For more than 3,000 years, the Jewish people have looked up to Jerusalem as their spiritual, historical and political capital, even at times at which they themselves did not live or rule over the city.
The Jewish story of Jerusalem had started in the Biblical (the Old Testament) roots, in year 1,004 BCE, when King David declared the city to be the capital of the first Jewish kingdom.
David’s son and successor, famous King Solomon, was the one to build the First Temple, as a holy place to worship God.
However, history wasn’t kind to the Jewish people. Some Four hundred years after the completion of the temple, the Babylonians (early ancestors of today’s Iraqis) seized and destroyed the city, forcing the Jews into exile.
Fifty years later, the Jews, or Israelites as they were called, were permitted to return home, once Persia (present-day’s Iran) conquered Babylon.
The Jews’ first act in return was to reclaim Jerusalem as their capital and rebuild the Holy Temple, recorded in history as the Second Temple.
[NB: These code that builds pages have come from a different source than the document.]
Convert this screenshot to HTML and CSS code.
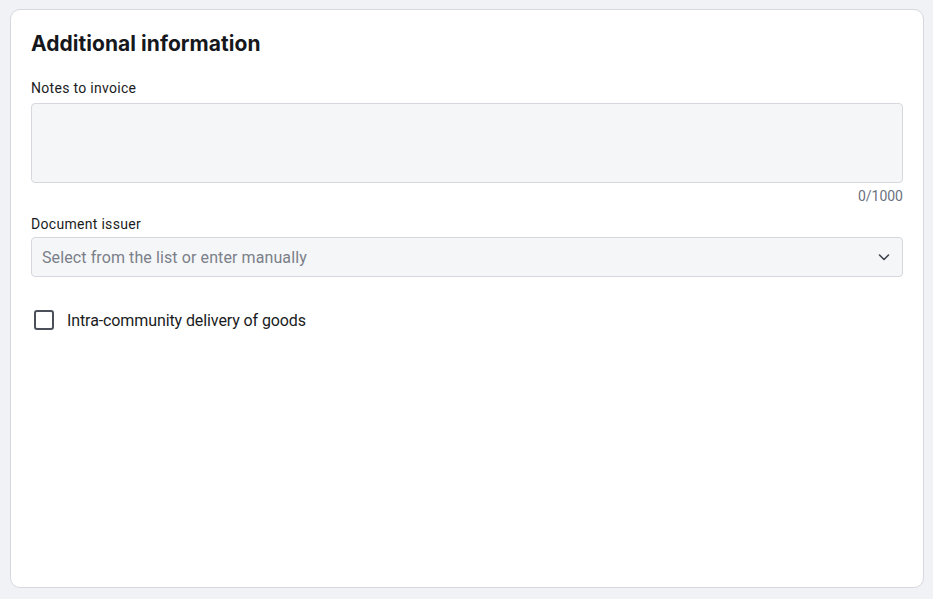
FILE: index.html
```html
<!DOCTYPE html>
<html>
<head>
<meta charset="utf-8">
<link rel="stylesheet" href="styles.css">
</head>
<body>
<div class="card">
  <h2 class="title">Additional information</h2>
  <div class="field">
    <label class="label">Notes to invoice</label>
    <div class="textarea"></div>
    <div class="counter">0/1000</div>
  </div>
  <div class="field">
    <label class="label">Document issuer</label>
    <div class="select">
      <span class="placeholder">Select from the list or enter manually</span>
      <svg class="chev" width="14" height="14" viewBox="0 0 14 14"><path d="M2.5 5 L7 9.5 L11.5 5" fill="none" stroke="#3d4350" stroke-width="1.6" stroke-linecap="round" stroke-linejoin="round"/></svg>
    </div>
  </div>
  <div class="check-row">
    <span class="checkbox"></span>
    <span class="check-label">Intra-community delivery of goods</span>
  </div>
</div>
</body>
</html>
```
FILE: styles.css
```css
html, body {
  margin: 0;
  padding: 0;
  background: #f1f2f6;
  font-family: Roboto, "Liberation Sans", sans-serif;
  color: #1a1c22;
}
.card {
  margin: 9px 9px 0 10px;
  background: #fff;
  border: 1px solid #d6d8de;
  border-radius: 10px;
  padding: 20px 20px 0 20px;
  box-sizing: border-box;
  height: 579px;
}
.title {
  margin: 0;
  font-family: Inter, "Noto Sans", sans-serif;
  font-weight: 650;
  font-size: 21px;
  line-height: 28px;
  letter-spacing: 0.05px;
  color: #15171c;
}
.field {
  display: flex;
  flex-direction: column;
}
.label {
  font-size: 14px;
  line-height: 20px;
  letter-spacing: 0.3px;
  margin-top: 20px;
  margin-bottom: 5px;
  color: #1a1c22;
}
.textarea {
  height: 78px;
  background: #f5f6f8;
  border: 1px solid #d6d8de;
  border-radius: 4px;
}
.counter {
  text-align: right;
  font-size: 14px;
  line-height: 16px;
  margin-top: 5px;
  color: #6b7280;
}
.field + .field .label {
  margin-top: 10px;
  margin-bottom: 3px;
}
.select {
  height: 38px;
  background: #f5f6f8;
  border: 1px solid #d6d8de;
  border-radius: 4px;
  display: flex;
  align-items: center;
  justify-content: space-between;
  padding: 0 11px 0 10px;
}
.placeholder {
  font-size: 16px;
  letter-spacing: 0.1px;
  color: #7a7f89;
}
.chev { display: block; }
.check-row {
  display: flex;
  align-items: center;
  margin-top: 33px;
  margin-left: 3px;
  gap: 13px;
}
.checkbox {
  width: 16px;
  height: 16px;
  border: 2px solid #4a4f5a;
  border-radius: 3px;
}
.check-label {
  font-size: 16px;
  letter-spacing: -0.1px;
  color: #1a1c22;
}
```
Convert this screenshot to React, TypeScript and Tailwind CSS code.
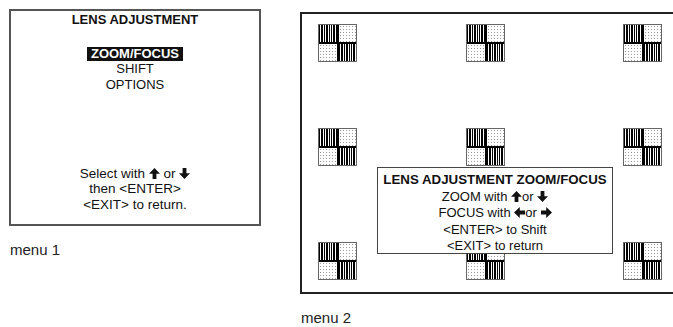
import React from 'react';

const font = { fontFamily: '"Liberation Sans", Arial, sans-serif' };

const Arrow = ({ dir }: { dir: 'up' | 'down' | 'left' | 'right' }) => {
  const rot = { up: 0, right: 90, down: 180, left: 270 }[dir];
  return (
    <svg width="11" height="11" viewBox="0 0 11 11" className="inline-block align-[-1px]">
      <path d="M5.5 0 L11 5.8 L7.4 5.8 L7.4 11 L3.6 11 L3.6 5.8 L0 5.8 Z" fill="#111" transform={`rotate(${rot} 5.5 5.5)`} />
    </svg>
  );
};

const Stripes = () => (
  <div className="bg-[repeating-linear-gradient(90deg,#000_0_1.4px,#fff_1.4px_2.4px)]" />
);

const Dots = () => (
  <div className="bg-white bg-[radial-gradient(#9a9a9a_0.7px,transparent_0.9px)] bg-[length:3px_3px]" />
);

const Pattern = () => (
  <div className="w-[39px] h-[38px] border border-[#666] bg-black grid grid-cols-2 grid-rows-2 gap-[2px]">
    <Stripes />
    <Dots />
    <Dots />
    <Stripes />
  </div>
);

const PatternRow = () => (
  <div className="flex">
    <Pattern />
    <div className="ml-[109px]">
      <Pattern />
    </div>
    <div className="ml-[118px]">
      <Pattern />
    </div>
  </div>
);

export default function App() {
  return (
    <div className="w-[673px] h-[327px] overflow-hidden bg-white text-[#111] flex" style={font}>
      <div className="ml-[9px] mt-[9px] flex flex-col shrink-0">
        <div className="w-[252px] h-[217px] border-2 border-[#555] flex flex-col items-center">
          <div className="pt-[1px] text-[13px] leading-[16px] font-bold">LENS ADJUSTMENT</div>
          <div className="mt-[19px] bg-[#111] text-white text-[13px] leading-[14px] font-bold px-[4px]">ZOOM/FOCUS</div>
          <div className="text-[13px] leading-[16px]">SHIFT</div>
          <div className="text-[13px] leading-[16px]">OPTIONS</div>
          <div className="mt-auto pb-[12px] text-[13.5px] leading-[15.5px] text-center">
            <div>
              Select with <Arrow dir="up" /> or <Arrow dir="down" />
            </div>
            <div>then &lt;ENTER&gt;</div>
            <div>&lt;EXIT&gt; to return.</div>
          </div>
        </div>
        <div className="mt-[15px] ml-[1px] text-[15px] leading-[18px] text-[#222]">menu 1</div>
      </div>

      <div className="ml-[39px] mt-[12px] flex flex-col shrink-0">
        <div className="relative w-[420px] h-[284px] border-2 border-[#222] pl-[16px] pt-[10px]">
          <PatternRow />
          <div className="mt-[66px]">
            <PatternRow />
          </div>
          <div className="mt-[76px]">
            <PatternRow />
          </div>
          <div className="absolute left-[75px] top-[153px] w-[236px] h-[87px] border border-[#444] bg-white flex flex-col items-center pt-[4px] text-[13px] leading-[16.5px]">
            <div className="font-bold text-[13.3px]">LENS ADJUSTMENT ZOOM/FOCUS</div>
            <div>
              ZOOM with <Arrow dir="up" />or <Arrow dir="down" />
            </div>
            <div>
              FOCUS with <Arrow dir="left" />or <Arrow dir="right" />
            </div>
            <div>&lt;ENTER&gt; to Shift</div>
            <div>&lt;EXIT&gt; to return</div>
          </div>
        </div>
        <div className="mt-[15px] ml-[1px] text-[15px] leading-[18px] text-[#222]">menu 2</div>
      </div>
    </div>
  );
}
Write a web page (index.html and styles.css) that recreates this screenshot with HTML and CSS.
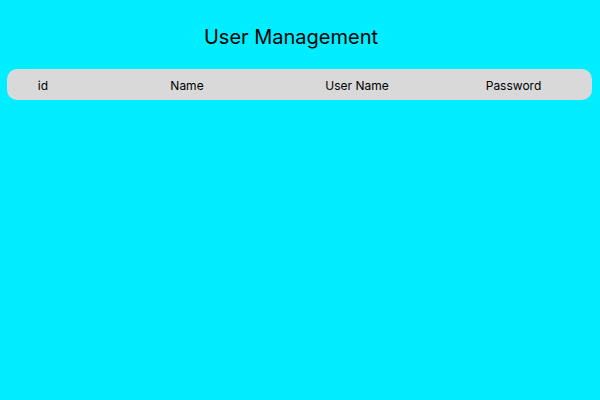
FILE: index.html
```html
<!DOCTYPE html>
<html>
<head>
<meta charset="utf-8">
<link rel="stylesheet" href="styles.css">
</head>
<body>
<div class="page">
  <h1 class="title">User Management</h1>
  <div class="table-head">
    <div class="cell c1">id</div>
    <div class="cell c2">Name</div>
    <div class="cell c3">User Name</div>
    <div class="cell c4">Password</div>
  </div>
</div>
</body>
</html>
```
FILE: styles.css
```css
html, body {
  margin: 0;
  padding: 0;
  background: #00eeff;
  font-family: Inter, "Noto Sans", sans-serif;
  color: #000;
}
.page {
  width: 600px;
  height: 400px;
  padding: 25px 8px 0 7px;
  box-sizing: border-box;
}
.title {
  margin: 0;
  padding-right: 17px;
  text-align: center;
  font-size: 20px;
  font-weight: 400;
  line-height: 24px;
}
.table-head {
  margin-top: 20px;
  height: 31px;
  padding-top: 2px;
  box-sizing: border-box;
  background: #d9d9d9;
  border-radius: 10px;
  display: grid;
  grid-template-columns: 72px 216px 124px 1fr;
  align-items: center;
  font-size: 12px;
  line-height: 15px;
}
.cell {
  text-align: center;
}
.c4 {
  padding-left: 16px;
}
```
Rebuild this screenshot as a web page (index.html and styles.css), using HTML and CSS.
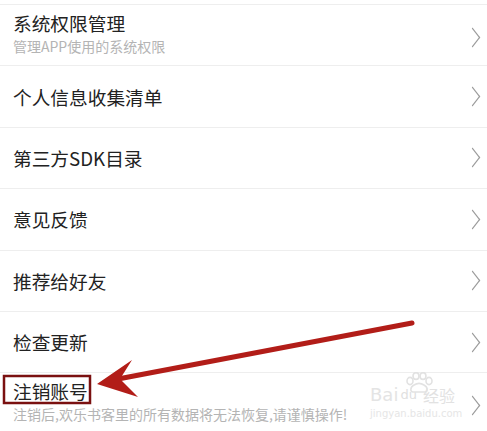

During the First and Second Temple periods, Jews throughout the kingdom would travel to Jerusalem three times a year for the pilgrimages of the Jewish holidays such as Sukkot, Passover, and Shavuot, until the Roman Empire destroyed the Second Temple in 70 AD.
This act had ended Jewish sovereignty over Jerusalem for the next 2,000 years. During this long time period and no matter where Jews have lived, their thoughts and prayers were always directed toward Jerusalem.
The Jewish people had never relinquished their bond to neither Jerusalem nor to the Land of Israel. Although most of the Jews had been expelled out of Israel, a minority had stayed on, mainly in Jerusalem (even when others had actually controlled the city).
Throughout history, Jews had tried to return to the land in order to live in the Holy Land, settling in four holy cities: Safed, Tiberias, Hebron, and most importantly– Jerusalem.
The modern Zionistic movement of the eighteen eighties had encouraged European Jews to move to Israel; consequently, the number of Jewish inhabitants, mainly in Jerusalem, had grown rapidly.
The Israeli independence war had broken out in 1948 and the Jewish semi-assembled army had overcome the Arab forces that had attacked.
Further to the UN declaration, the land of Israel had been established.
Jerusalem is a city of worship for Christianity, Judaism and Islam. It is also a city at which citizens live alongside each other.
Nowadays, Jerusalem is a modern city, with advanced commute possibilities, a vast growing night-life variety, marketplaces and a unique Hi-Tech industry.
Jerusalem, being the official capital of Israel, embodies all major governmental institutions; the Knesset- house of Parliament, houses of the president and the Prime minister- all set in the same vicinity.
It combines old and new, ancient and modern.
It is a fascinating city to explore, visit and live in.